Dane also talked candidly about his depression, which flared up in 2017 while filming his show “The Last Ship.” During a 2017 “Today” interview, Dane revealed that he was on medicine to treat the disorder, which he described as hitting him “like a truck.”
“I had to take some time off,” he explained at the time. “I went away, I took care of it, and I’m feeling great.”
Dane married “Loving” actress and model Rebecca Gayheart in Las Vegas in 2004, on the same day he proposed to her. Infamously, their relationship was called into question when a leaked film from 2009 showed the couple naked and intoxicated sitting in a bathtub with actor Kari Ann Peniche. Marty Singer, the spouses’ attorney at the time, downplayed the controversy.

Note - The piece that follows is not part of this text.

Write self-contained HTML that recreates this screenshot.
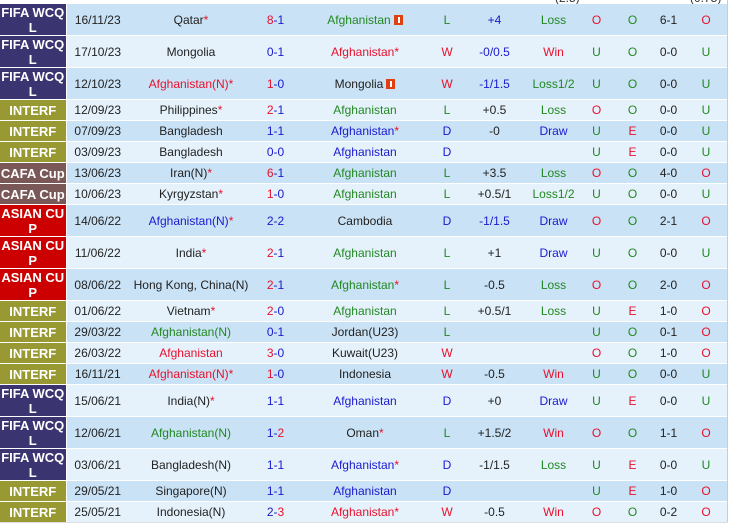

However, the couple separated in 2017, and Gayheart filed for divorce from Dane in 2018, but the divorce was never finalized. Then, in March 2025, just before he revealed his ALS, she filed a request to dismiss the initial petition.
After revealing his illness, Dane participated in an episode of the NBC medical drama “Brilliant Minds” as a courageous firefighter trying to tell his family he had ALS. The episode aired in late November, and Gayheart disclosed in a late December New York magazine column that the actor was receiving 24-hour nursing care, with her filling the majority of the caretakers’ missed shifts.
“We haven’t lived in the same house for eight years; he’s dated other people, and I’ve dated someone,” Gayheart wrote in the article, which detailed Dane’s diagnosis and its impact on the family. “It’s a complicated relationship that people struggle to understand. Our love may not be romantic, but it is a family love. Eric understands I will always want the best for him. That I will do my best to look after him. I know he’d do the same for me.
“So whatever I can do or however I can show up to make this journey better for him or easier for him, I want to do that,” she told me. “And I want to set an example for my daughters: that is what you do. That’s the correct thing to do.”
Dane is survived by his children, Billie (15) and Georgia (14), whom he shares with Gayheart.